Полковник расхохотался:
— Ты, Аполлинарий Николаевич, предусмотрителен! — И, нажав на кнопку звонка, приказал дежурному офицеру: — Жеребцова — сюда!
Богатырь Жеребцов
Вошел рослый детина с крутым разворотом плеч, с невинно-детским взором, с загорелым лицом и длинными ручищами. Еще недавно он был профессиональным борцом, побеждал многих именитых чемпионов. И теперь он порой тешил друзей-сыщиков тем, что, словно тульские пряники, ломал подковы. Храбрости Жеребцов был исключительной, в опасных делах равных ему не было.
Про Соколова и Жеребцова говорили: «Два сапога пара, один другого стоит!»
— Здравия желаю! — пробасил бывший цирковой атлет, и от этого нутряного голоса задрожали хрустальные подвески люстры.
— Давайте думу думать! — переходя на деловой тон, произнес Вощинин. — Дело, полагаю, кровавое и непростое.
Два тахрихима
Жеребцов был отправлен собирать оперативные сведения, а в это время профессор медицины Ивановский со своим ассистентом, Соколов, рабочие с лопатами и двое понятых, петляя среди могил, двигались за кладбищенским смотрителем — тридцатилетним Давидом Ципиным, долгий рост которого увеличивала копна черных курчавых волос.
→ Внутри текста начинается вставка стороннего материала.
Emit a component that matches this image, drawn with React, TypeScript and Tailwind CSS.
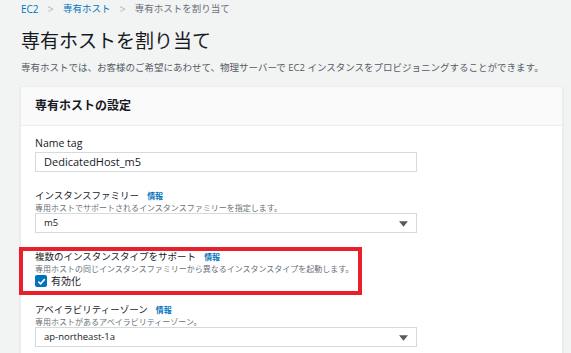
import React from "react";

const font = { fontFamily: '"Open Sans", "Noto Sans CJK JP", sans-serif' };

function Caret() {
  return (
    <svg width="9" height="6" viewBox="0 0 10 6" className="absolute right-[8px] top-[7px]">
      <path d="M0 0 H10 L5 6 Z" fill="#545b64" />
    </svg>
  );
}

function Select({ value }: { value: string }) {
  return (
    <div className="relative h-[20px] w-[382px] border border-[#d5dbdb] bg-white pl-[8px] text-[9.5px] leading-[18px] text-[#16191f]">
      {value}
      <Caret />
    </div>
  );
}

function Label({ text }: { text: string }) {
  return (
    <div className="flex h-[13px] items-center gap-[8px] whitespace-nowrap text-[9.5px] leading-[13px] text-[#16191f]">
      <span>{text}</span>
      <span className="text-[8px] font-bold text-[#0073bb]">情報</span>
    </div>
  );
}

function Desc({ text }: { text: string }) {
  return <div className="h-[11px] whitespace-nowrap text-[8px] leading-[11px] text-[#687078]">{text}</div>;
}

export default function App() {
  return (
    <div style={font} className="h-[353px] w-[571px] overflow-hidden bg-[#f2f3f3] pl-[21px]">
      <div className="mt-[2px] flex h-[14px] items-center gap-[9px] whitespace-nowrap text-[9.5px] leading-[14px]">
        <span className="text-[10px] text-[#0073bb]">EC2</span>
        <span className="text-[11px] text-[#aab7b8]">&gt;</span>
        <span className="text-[#0073bb]">専有ホスト</span>
        <span className="text-[11px] text-[#aab7b8]">&gt;</span>
        <span className="text-[#687078]">専有ホストを割り当て</span>
      </div>
      <h1 className="mt-[13px] h-[24px] whitespace-nowrap text-[19px] font-normal leading-[24px] text-[#16191f]">
        専有ホストを割り当て
      </h1>
      <p className="mt-[8px] h-[14px] whitespace-nowrap text-[9.5px] leading-[14px] text-[#545b64]">
        専有ホストでは、お客様のご希望にあわせて、物理サーバーで EC2 インスタンスをプロビジョニングすることができます。
      </p>
      <div className="-ml-px mt-[11px] w-[543px] border border-[#eaeded] bg-white shadow-[0_1px_1px_rgba(0,28,36,0.15)]">
        <div className="flex h-[39px] items-center border-b border-[#eaeded] bg-[#fafafa] pl-[14px] text-[12px] font-bold text-[#16191f]">
          専有ホストの設定
        </div>
        <div className="pl-[14px] pt-[10px] pb-[20px]">
          <div className="h-[14px] text-[10.5px] leading-[14px] text-[#16191f]">Name tag</div>
          <div className="mt-[2px] h-[20px] w-[382px] border border-[#d5dbdb] bg-white pl-[8px] text-[11px] leading-[18px] text-[#16191f]">
            DedicatedHost_m5
          </div>

          <div className="mt-[17px]">
            <Label text="インスタンスファミリー" />
            <Desc text="専用ホストでサポートされるインスタンスファミリーを指定します。" />
            <Select value="m5" />
          </div>

          <div className="relative mt-[17px]">
            <div className="pointer-events-none absolute -left-[16px] -top-[3px] h-[48px] w-[343px] border-[4px] border-[#e8202a]" />
            <Label text="複数のインスタンスタイプをサポート" />
            <Desc text="専用ホストの同じインスタンスファミリーから異なるインスタンスタイプを起動します。" />
            <div className="flex h-[14px] items-center gap-[4px]">
              <span className="flex h-[12px] w-[12px] items-center justify-center rounded-[2px] bg-[#0073bb]">
                <svg width="9" height="9" viewBox="0 0 10 10">
                  <path d="M1.5 5.2 L4 7.6 L8.6 2.4" stroke="white" strokeWidth="1.8" fill="none" />
                </svg>
              </span>
              <span className="text-[10px] leading-[14px] text-[#16191f]">有効化</span>
            </div>
          </div>

          <div className="mt-[15px]">
            <Label text="アベイラビリティーゾーン" />
            <Desc text="専用ホストがあるアベイラビリティーゾーン。" />
            <Select value="ap-northeast-1a" />
          </div>
        </div>
      </div>
    </div>
  );
}
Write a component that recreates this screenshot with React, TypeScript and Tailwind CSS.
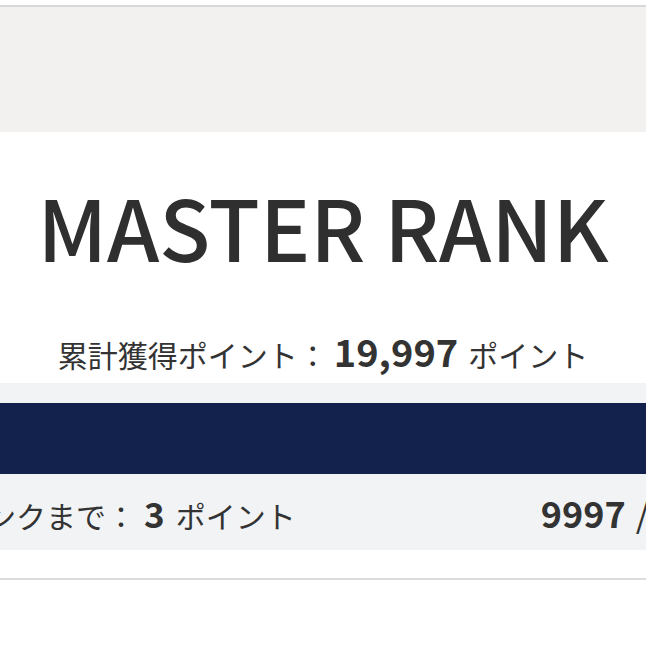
const font = { fontFamily: '"Noto Sans CJK JP", "Noto Sans", sans-serif' };

function RankHeader() {
  return (
    <div className="pt-[5px]">
      <div className="h-[2px] bg-[#d8d8dc]" />
      <div className="h-[125px] bg-[#f2f1ef]" />
    </div>
  );
}

function PointSummary() {
  return (
    <div className="flex flex-col items-center bg-white pt-[52px]">
      <h1 className="text-[84px] font-medium leading-none text-[#2f2f2f]">MASTER RANK</h1>
      <p className="mt-[64px] flex items-baseline text-[30px] leading-none text-[#333]">
        <span>累計獲得ポイント：</span>
        <span className="ml-[6px] text-[38px] font-bold">19,997</span>
        <span className="ml-[10px]">ポイント</span>
      </p>
    </div>
  );
}

function NextRank() {
  return (
    <div className="mt-[13px] bg-[#f2f3f5] pt-[20px]">
      <div className="h-[71px] bg-[#12224c]" />
      <div className="-ml-[104px] -mr-[120px] flex h-[76px] items-center justify-between">
        <p className="flex items-baseline text-[30px] leading-none text-[#333]">
          <span>次のランクまで：</span>
          <span className="ml-[8px] text-[35px] font-bold">3</span>
          <span className="ml-[11px]">ポイント</span>
        </p>
        <p className="flex items-baseline text-[36px] font-bold leading-none text-[#333]">
          <span>9997</span>
          <span className="ml-[10px] font-normal">/</span>
          <span className="ml-[10px]">10000</span>
        </p>
      </div>
    </div>
  );
}

export default function App() {
  return (
    <div className="h-[646px] w-[646px] overflow-hidden bg-white" style={font}>
      <RankHeader />
      <PointSummary />
      <NextRank />
      <div className="mt-[28px] h-[2px] bg-[#dcdcdc]" />
    </div>
  );
}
У смотрителя было такое печальное лицо, словно его самого собирались положить в могилу. Узнав, что Ивановский — знаменитый медик, Ципин заглянул в профессорские глаза и глубоко вздохнул:
— Ох! Вы должны знать, господин доктор, я сам мечтал быть врачом, а стал надзирателем мертвых. Так что же? Прикажете плакать? Но если бы я был врачом, то излечил бы свой, извиняюсь, геморрой. Вы рецепт не посоветуете? Я могу и заплатить, хотя и поиздержался. У нас украли сына — маленького Боруха, мы с женой везде ездили, искали. Потратили восемьсот десять рублей. А это не пустяк для бедного еврея! И не нашли. А вот и могилы несчастных женщин! Стол, как приказали, уже поставили. Если пришло время мертвых из могил таскать, то, значит, живым — фэртиг!
Первой подняли Эмилию, похороненную всего лишь несколько дней назад. Ее тело положили на стол, развернули тахрихим — саван. Ивановский кивнул ассистенту. Тот большим скальпелем вскрыл брюшную полость.
Смотритель не выдержал, заплакал.
Стоявшие рядом банки начали заполняться кусочками легких, печени, почек, сердца, толстых кишок положили более аршина.
Затем все, что осталось от доброй Эмилии, привели в порядок и снова предали земле — на сей раз до Последнего суда.
Теперь принялись за прах двадцатитрехлетней Екатерины…
Белая ночь была еще в полной силе. И в ее ясном беловатом свете вся эта кладбищенская сцена казалась нереальной, какой-то фантастической постановкой ужасов.